BANDOR TRIDENT II - Latest Review

award_recommended.gif (1238 bytes) "HOLISTIC TRANSPARENCY AND DELICACY IS UNMATCHED IN THIS GROUP TEST."

bandor_trident.jpg (24994 bytes) Bandor, run by Doreen Jordan, is a small but long established company that has long pioneered the use of small, full-range metal cone drivers. These are often found in multiple arrays from other specialist speaker builders, but the company makes its own packages too, amongst them this pretty little Trident II.

Simplicity is the keynote with this all-passive (unpowered) three-box combo. The base price with most of the system painted black is £775.50, though real wood fans can add an extra £60 for their favourite surface.

The satellites are small cuboid affairs, each fitted with one of Bandor's familiar gilt-finish two-inch aluminium drivers, plus a pair of three-way terminals. A slight tilt to the front panel will spread internal standing waves, and also provides flexibility in directing the drive unit towards listeners.

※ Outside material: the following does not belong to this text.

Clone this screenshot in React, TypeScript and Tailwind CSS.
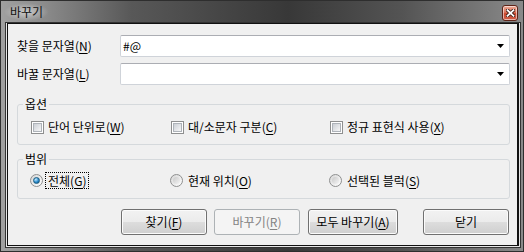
import React from "react";

function Mn({ children }: { children: React.ReactNode }) {
  return <span className="underline decoration-1 underline-offset-[2px]">{children}</span>;
}

function Combo({ value }: { value?: string }) {
  return (
    <div className="flex h-[22px] flex-1 items-center rounded-[2px] border border-[#cfd3d9] border-t-[#abadb3] bg-white pl-[2px] pr-[5px]">
      <span className="flex-1 text-[12px] leading-none text-black">{value}</span>
      <svg width="7" height="4" viewBox="0 0 7 4">
        <path d="M0 0h7L3.5 4z" fill="#000" />
      </svg>
    </div>
  );
}

function Check({ children }: { children: React.ReactNode }) {
  return (
    <label className="flex h-[16px] items-center gap-[4px]">
      <span className="flex h-[13px] w-[13px] border border-[#8e8f8f] bg-white p-[1px]">
        <span className="flex-1 border border-[#aeb3b9] bg-[linear-gradient(135deg,#cbcfd5,#f7f7f7)]" />
      </span>
      <span className="leading-[16px]">{children}</span>
    </label>
  );
}

function Radio({ children, on }: { children: React.ReactNode; on?: boolean }) {
  return (
    <label className="-ml-[1px] flex h-[16px] items-center gap-[3px]">
      <span className="flex h-[13px] w-[13px] items-center justify-center rounded-full border border-[#8e8f8f] bg-[linear-gradient(135deg,#d6d6d6,#ffffff)]">
        {on ? (
          <span className="h-[7px] w-[7px] rounded-full border border-[#1b5c80] bg-[radial-gradient(circle_at_35%_30%,#c6ebff,#2a8ccd_55%,#0d4f7d)]" />
        ) : (
          <span className="h-[7px] w-[7px] rounded-full bg-[linear-gradient(135deg,#c9c9c9,#f4f4f4)]" />
        )}
      </span>
      <span
        className={
          on
            ? "px-[2px] leading-[15px] outline-1 outline-dotted outline-black"
            : "px-[2px] leading-[15px]"
        }
      >
        {children}
      </span>
    </label>
  );
}

function Btn({ children, w, disabled }: { children: React.ReactNode; w: string; disabled?: boolean }) {
  const base = "flex h-[26px] items-center justify-center rounded-[3px] border text-[12px] " + w;
  return disabled ? (
    <button className={base + " border-[#adb2b5] bg-[#f4f4f4] text-[#838383]"}>{children}</button>
  ) : (
    <button
      className={
        base +
        " border-[#707070] bg-[linear-gradient(#f2f2f2_0%,#ebebeb_50%,#dddddd_50%,#cfcfcf_100%)] text-black shadow-[inset_0_0_0_1px_#fbfbfb]"
      }
    >
      {children}
    </button>
  );
}

export default function App() {
  return (
    <div className="flex h-[252px] w-[524px] flex-col border border-[#2e2e2e] bg-[linear-gradient(to_right,#a0a0a0_0%,#8c8c8c_8%,#585858_25%,#383838_55%,#545454_77%,#8a8a8a_100%)] font-['Noto_Sans_CJK_KR',sans-serif] text-[12px] text-black">
      {/* title bar */}
      <div className="flex h-[21px] shrink-0 items-start justify-between pl-[3px] pr-[5px]">
        <span className="mt-[2px] rounded-full bg-[radial-gradient(ellipse_at_center,rgba(255,255,255,0.5),rgba(255,255,255,0)_70%)] px-[6px] leading-[18px] text-[#111]">
          바꾸기
        </span>
        <button className="mt-[4px] flex h-[16px] w-[16px] items-center justify-center rounded-[3px] border border-[#5e2418] bg-[linear-gradient(#eeaa96_0%,#dc735a_45%,#c9462b_55%,#d0604a_100%)] shadow-[inset_0_0_0_1px_rgba(255,255,255,0.55)]">
          <svg width="9" height="8" viewBox="0 0 9 8">
            <path d="M1.5 1.2L7.5 6.8M7.5 1.2L1.5 6.8" stroke="#3a1a12" strokeWidth="3.4" strokeLinecap="square" />
            <path d="M1.5 1.2L7.5 6.8M7.5 1.2L1.5 6.8" stroke="#fff" strokeWidth="1.8" strokeLinecap="square" />
          </svg>
        </button>
      </div>

      {/* client frame */}
      <div className="mb-[4px] ml-[4px] mr-[2px] flex flex-1 flex-col border border-[#333]">
        <div className="flex flex-1 flex-col border border-t-0 border-[#e6e6e6]">
          <div className="flex flex-1 flex-col border border-r-2 border-[#111] bg-[#f0f0f0] pb-[10px] pl-[9px] pr-[7px] pt-[11px]">
            <div className="flex h-[22px] items-center">
              <div className="w-[103px]">
                찾을 문자열(<Mn>N</Mn>)
              </div>
              <Combo value="#@" />
            </div>
            <div className="mt-[6px] flex h-[22px] items-center">
              <div className="w-[103px]">
                바꿀 문자열(<Mn>L</Mn>)
              </div>
              <Combo />
            </div>

            <fieldset className="mt-[11px] rounded-[3px] border border-[#d5d9dc]">
              <legend className="ml-[5px] px-[2px] leading-[16px]">옵션</legend>
              <div className="grid grid-cols-[140px_159px_1fr] pb-[9px] pl-[13px] pt-[7px]">
                <Check>
                  단어 단위로(<Mn>W</Mn>)
                </Check>
                <Check>
                  대/소문자 구분(<Mn>C</Mn>)
                </Check>
                <Check>
                  정규 표현식 사용(<Mn>X</Mn>)
                </Check>
              </div>
            </fieldset>

            <fieldset className="mt-[6px] rounded-[3px] border border-[#d5d9dc]">
              <legend className="ml-[5px] px-[2px] leading-[16px]">범위</legend>
              <div className="grid grid-cols-[140px_159px_1fr] pb-[10px] pl-[13px] pt-[5px]">
                <Radio on>
                  전체(<Mn>G</Mn>)
                </Radio>
                <Radio>
                  현재 위치(<Mn>O</Mn>)
                </Radio>
                <Radio>
                  선택된 블럭(<Mn>S</Mn>)
                </Radio>
              </div>
            </fieldset>

            <div className="mt-[10px] flex">
              <div className="ml-[104px]">
                <Btn w="w-[86px]">
                  찾기(<Mn>F</Mn>)
                </Btn>
              </div>
              <div className="ml-[7px]">
                <Btn w="w-[86px]" disabled>
                  바꾸기(<Mn>R</Mn>)
                </Btn>
              </div>
              <div className="ml-[8px]">
                <Btn w="w-[90px]">
                  모두 바꾸기(<Mn>A</Mn>)
                </Btn>
              </div>
              <div className="ml-[25px]">
                <Btn w="w-[86px]">닫기</Btn>
              </div>
            </div>
          </div>
        </div>
      </div>
    </div>
  );
}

The subwoofer looks quite small, 30cm in section but 46cm tall, and cleverly styled so it makes a realistic occasional table, the inset glass top ensuring you won't get coffee mug rings embedded into the surface. Neither drive unit nor port can be seen as the solitary driver is hidden inside the box, and the sound output comes from a port in the recessed base. This is known as a 'bandpass' arrangement, in which the internal driver is loaded on one side by a small sealed box, and on the other by a reflex-ported enclosure. Such an arrangement requires no low pass crossover to roll off the higher frequencies, as this is done acoustically.

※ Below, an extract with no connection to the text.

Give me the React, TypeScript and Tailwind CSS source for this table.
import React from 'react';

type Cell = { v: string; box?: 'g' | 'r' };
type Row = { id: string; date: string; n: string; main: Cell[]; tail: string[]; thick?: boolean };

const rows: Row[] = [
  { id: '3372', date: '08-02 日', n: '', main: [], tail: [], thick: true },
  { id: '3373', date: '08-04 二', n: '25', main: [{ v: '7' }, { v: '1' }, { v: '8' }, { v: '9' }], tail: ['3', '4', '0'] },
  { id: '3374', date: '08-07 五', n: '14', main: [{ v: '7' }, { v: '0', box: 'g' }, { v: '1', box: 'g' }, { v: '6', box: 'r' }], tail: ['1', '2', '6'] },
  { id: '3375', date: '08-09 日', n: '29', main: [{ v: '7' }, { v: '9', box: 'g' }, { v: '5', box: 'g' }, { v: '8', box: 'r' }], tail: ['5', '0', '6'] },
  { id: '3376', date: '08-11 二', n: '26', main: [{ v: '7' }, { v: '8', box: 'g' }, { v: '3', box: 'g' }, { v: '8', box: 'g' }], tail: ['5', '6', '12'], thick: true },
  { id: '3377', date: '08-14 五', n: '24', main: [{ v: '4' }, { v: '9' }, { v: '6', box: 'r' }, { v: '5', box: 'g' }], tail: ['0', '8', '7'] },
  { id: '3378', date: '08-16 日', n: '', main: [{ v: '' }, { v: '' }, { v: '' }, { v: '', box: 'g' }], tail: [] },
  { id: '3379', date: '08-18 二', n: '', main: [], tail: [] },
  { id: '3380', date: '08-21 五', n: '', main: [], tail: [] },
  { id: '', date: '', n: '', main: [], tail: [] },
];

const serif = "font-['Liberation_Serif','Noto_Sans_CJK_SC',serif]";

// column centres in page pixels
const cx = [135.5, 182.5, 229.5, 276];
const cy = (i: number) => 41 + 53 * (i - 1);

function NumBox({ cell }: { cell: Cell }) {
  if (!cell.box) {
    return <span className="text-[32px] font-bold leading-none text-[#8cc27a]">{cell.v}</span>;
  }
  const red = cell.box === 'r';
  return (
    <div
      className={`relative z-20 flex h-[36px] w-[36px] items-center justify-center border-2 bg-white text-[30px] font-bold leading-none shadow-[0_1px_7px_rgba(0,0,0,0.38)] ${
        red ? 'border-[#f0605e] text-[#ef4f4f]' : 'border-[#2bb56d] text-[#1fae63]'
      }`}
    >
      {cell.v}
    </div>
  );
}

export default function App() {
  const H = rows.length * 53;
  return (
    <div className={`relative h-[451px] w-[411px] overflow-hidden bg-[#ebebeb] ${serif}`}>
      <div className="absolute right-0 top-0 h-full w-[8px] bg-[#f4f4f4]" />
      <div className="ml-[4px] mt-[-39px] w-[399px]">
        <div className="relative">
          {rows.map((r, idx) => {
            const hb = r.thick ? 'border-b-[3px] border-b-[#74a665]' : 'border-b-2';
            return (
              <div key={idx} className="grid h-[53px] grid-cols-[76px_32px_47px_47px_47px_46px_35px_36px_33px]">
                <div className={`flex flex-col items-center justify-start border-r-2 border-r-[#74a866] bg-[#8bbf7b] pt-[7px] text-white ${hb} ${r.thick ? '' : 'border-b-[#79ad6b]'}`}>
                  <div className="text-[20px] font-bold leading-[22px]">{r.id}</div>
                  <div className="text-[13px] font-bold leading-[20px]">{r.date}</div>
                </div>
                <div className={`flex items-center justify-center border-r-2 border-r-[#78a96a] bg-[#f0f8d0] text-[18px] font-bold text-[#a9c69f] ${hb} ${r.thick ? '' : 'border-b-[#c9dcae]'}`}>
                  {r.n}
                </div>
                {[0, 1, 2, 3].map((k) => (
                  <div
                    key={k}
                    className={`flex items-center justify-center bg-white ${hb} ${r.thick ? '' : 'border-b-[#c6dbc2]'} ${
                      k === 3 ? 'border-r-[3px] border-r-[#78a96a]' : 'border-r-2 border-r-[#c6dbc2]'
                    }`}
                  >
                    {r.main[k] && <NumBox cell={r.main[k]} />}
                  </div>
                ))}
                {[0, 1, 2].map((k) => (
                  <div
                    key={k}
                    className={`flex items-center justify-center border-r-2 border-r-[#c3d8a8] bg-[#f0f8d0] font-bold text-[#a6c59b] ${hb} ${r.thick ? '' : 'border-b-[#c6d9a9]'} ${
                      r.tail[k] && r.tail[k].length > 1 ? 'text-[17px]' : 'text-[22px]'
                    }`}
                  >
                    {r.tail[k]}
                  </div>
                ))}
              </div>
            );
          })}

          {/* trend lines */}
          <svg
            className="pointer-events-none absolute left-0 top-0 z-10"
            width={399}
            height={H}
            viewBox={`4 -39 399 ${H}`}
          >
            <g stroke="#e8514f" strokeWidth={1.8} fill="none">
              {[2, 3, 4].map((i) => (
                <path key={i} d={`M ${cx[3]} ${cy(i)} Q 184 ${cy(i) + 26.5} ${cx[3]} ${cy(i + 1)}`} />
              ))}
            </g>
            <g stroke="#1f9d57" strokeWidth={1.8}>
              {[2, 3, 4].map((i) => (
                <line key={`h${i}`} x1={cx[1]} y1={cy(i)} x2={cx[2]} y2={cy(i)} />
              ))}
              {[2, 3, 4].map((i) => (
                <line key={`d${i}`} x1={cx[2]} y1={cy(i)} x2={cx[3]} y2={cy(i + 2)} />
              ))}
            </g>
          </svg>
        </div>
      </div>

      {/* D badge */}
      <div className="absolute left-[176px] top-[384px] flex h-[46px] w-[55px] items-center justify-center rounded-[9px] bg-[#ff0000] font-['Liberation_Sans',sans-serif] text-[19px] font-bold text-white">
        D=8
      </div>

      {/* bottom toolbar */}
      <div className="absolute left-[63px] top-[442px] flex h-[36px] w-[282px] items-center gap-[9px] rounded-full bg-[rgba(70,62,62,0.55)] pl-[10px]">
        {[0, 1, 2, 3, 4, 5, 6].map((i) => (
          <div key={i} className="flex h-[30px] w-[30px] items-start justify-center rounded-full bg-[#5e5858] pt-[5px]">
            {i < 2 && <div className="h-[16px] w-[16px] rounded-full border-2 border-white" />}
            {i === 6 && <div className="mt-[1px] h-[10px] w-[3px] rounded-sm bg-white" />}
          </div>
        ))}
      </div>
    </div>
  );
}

The subwoofer sides are shaped to provide little feet at each corner, and these keep the port and terminals clear of the ground. The hidden drive unit is unusual, indeed controversial, incorporating separate voice coils for each channel, and therefore creates what is effectively a summed monophonic bass. This is no problem when both channels are carrying the same signal, but left/right differences will presumably lead to one amplifier channel 'fighting' the other.

One might argue that there's limited flexibility here compared to packages with active (powered) subwoofers, but in hi-fi simplicity is its own reward, and there's absolutely nothing here to mar the purity of the signal feeding the drive units.

Sound Quality
You do have to treat the Trident II with a certain amount of caution. This is not the speaker system for those who like their music loud and heavy, but if that's not a problem, there are some very real strengths, with a clearly superior overall sub/sat homogeneity.

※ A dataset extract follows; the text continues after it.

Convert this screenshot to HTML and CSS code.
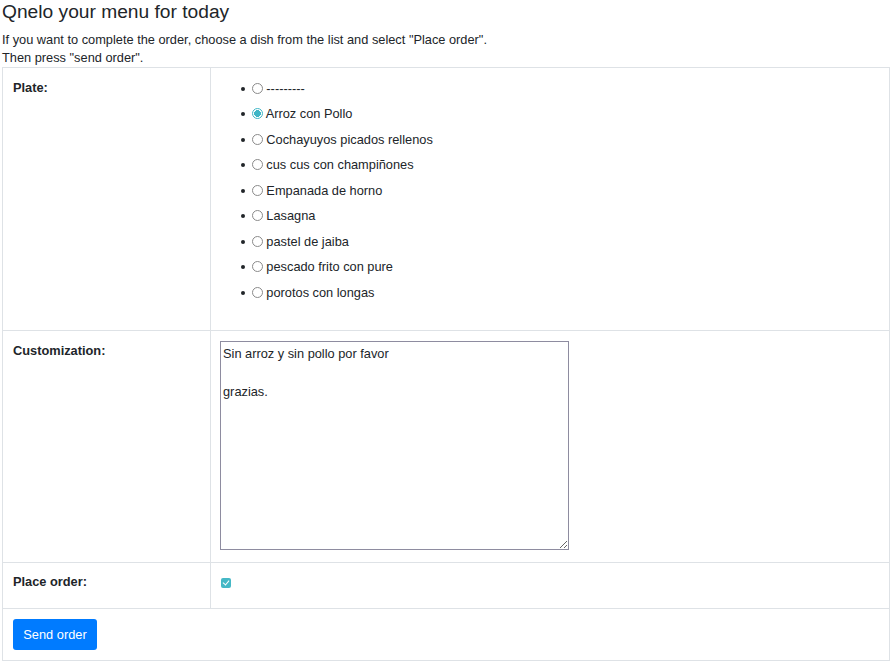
FILE: index.html
```html
<!DOCTYPE html>
<html>
<head>
<meta charset="utf-8">
<link rel="stylesheet" href="styles.css">
</head>
<body>
<h4 class="title">Qnelo your menu for today</h4>
<p class="intro">If you want to complete the order, choose a dish from the list and select "Place order".<br>Then press "send order".</p>
<form>
<table class="order">
<tr class="row-plate">
<th class="label">Plate:</th>
<td class="field">
<ul class="plates">
<li><label><input type="radio" name="plate" class="radio"> ---------</label></li>
<li><label><input type="radio" name="plate" class="radio" checked> Arroz con Pollo</label></li>
<li><label><input type="radio" name="plate" class="radio"> Cochayuyos picados rellenos</label></li>
<li><label><input type="radio" name="plate" class="radio"> cus cus con champiñones</label></li>
<li><label><input type="radio" name="plate" class="radio"> Empanada de horno</label></li>
<li><label><input type="radio" name="plate" class="radio"> Lasagna</label></li>
<li><label><input type="radio" name="plate" class="radio"> pastel de jaiba</label></li>
<li><label><input type="radio" name="plate" class="radio"> pescado frito con pure</label></li>
<li><label><input type="radio" name="plate" class="radio"> porotos con longas</label></li>
</ul>
</td>
</tr>
<tr class="row-custom">
<th class="label">Customization:</th>
<td class="field"><textarea class="notes">Sin arroz y sin pollo por favor

grazias.</textarea></td>
</tr>
<tr class="row-place">
<th class="label">Place order:</th>
<td class="field"><input type="checkbox" class="check" checked></td>
</tr>
<tr class="row-send">
<td colspan="2" class="send-cell"><button type="button" class="btn">Send order</button></td>
</tr>
</table>
</form>
</body>
</html>
```
FILE: styles.css
```css
html, body {
  margin: 0;
  padding: 0;
  background: #fff;
}
body {
  font-family: "Liberation Sans", Arial, sans-serif;
  font-size: 12.8px;
  color: #212529;
  padding: 0 2px;
  width: 888px;
}
.title {
  font-size: 19.2px;
  font-weight: 400;
  line-height: 23px;
  margin: 0 0 8px 0;
}
.intro {
  margin: 0;
  line-height: 18px;
}
.order {
  border-collapse: collapse;
  width: 888px;
}
.order th, .order td {
  border: 1px solid #dee2e6;
  vertical-align: top;
  padding: 10px;
  text-align: left;
}
.label {
  width: 187px;
  font-weight: 700;
  line-height: 18px;
}
.row-plate .label,
.row-custom .label {
  padding-top: 11px;
}
.field {
  line-height: 18px;
}
.plates {
  margin: 0 0 18px 0;
  padding: 1.5px 0 0 20px;
  line-height: 18px;
  list-style-position: inside;
}
.plates li {
  margin-bottom: 7.5px;
}
.radio {
  appearance: none;
  -webkit-appearance: none;
  box-sizing: border-box;
  width: 11px;
  height: 11px;
  margin: 0 0 0 -7px;
  border: 1px solid #8a8a8a;
  border-radius: 50%;
  background: #fff;
  vertical-align: -1px;
}
.radio:checked {
  border-color: #3fb6c6;
  background: radial-gradient(circle, #3fb6c6 0 3.2px, #fff 3.6px);
}
.notes {
  display: block;
  width: 349px;
  height: 209px;
  box-sizing: border-box;
  font-family: "Liberation Sans", Arial, sans-serif;
  font-size: 12.8px;
  line-height: 19px;
  color: #212529;
  border: 1px solid #8e8ca0;
  padding: 2px 2px 1px 2px;
  margin: 0 0 2px -1px;
}
.row-place .label {
  padding-bottom: 17px;
}
.check {
  appearance: none;
  -webkit-appearance: none;
  position: relative;
  box-sizing: border-box;
  width: 10px;
  height: 10px;
  margin: 5px 0 0 0;
  border-radius: 2px;
  background: #45b8c6;
  display: block;
}
.check::after {
  content: "";
  position: absolute;
  left: 3px;
  top: 1px;
  width: 3px;
  height: 5px;
  border: solid #fff;
  border-width: 0 1.5px 1.5px 0;
  transform: rotate(40deg);
}
.send-cell {
  padding: 9px 10px 9px 10px;
}
.btn {
  display: block;
  background: #007bff;
  color: #fff;
  border: none;
  border-radius: 3px;
  font-family: "Liberation Sans", Arial, sans-serif;
  font-size: 12.8px;
  width: 84px;
  height: 31px;
  padding: 0;
}
```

Take care to sit directly on the satellite axes, or you'll lose out on the treble - the reward is considerable musical delicacy, precise focus and well developed stereo images with impressive depth perspectives.

Although dynamic expression is a little muted, the simplicity of this speaker system results in fine timing and convincing coherence, especially through the crossover-less voice band. There's a touch of pinched nasality here, and the bass end also sounds a little imprecise, but it integrates well and adds plenty of weight.

Conclusion
Loudness is limited, it's hardly inexpensive, and the twin voice-coil bass driver approach remains controversial, but the bottom line is the homogeneous coherence of this intriguing speaker system. Despite reservations over the bass, the Trident II's holistic transparency and delicacy is unmatched in this group test.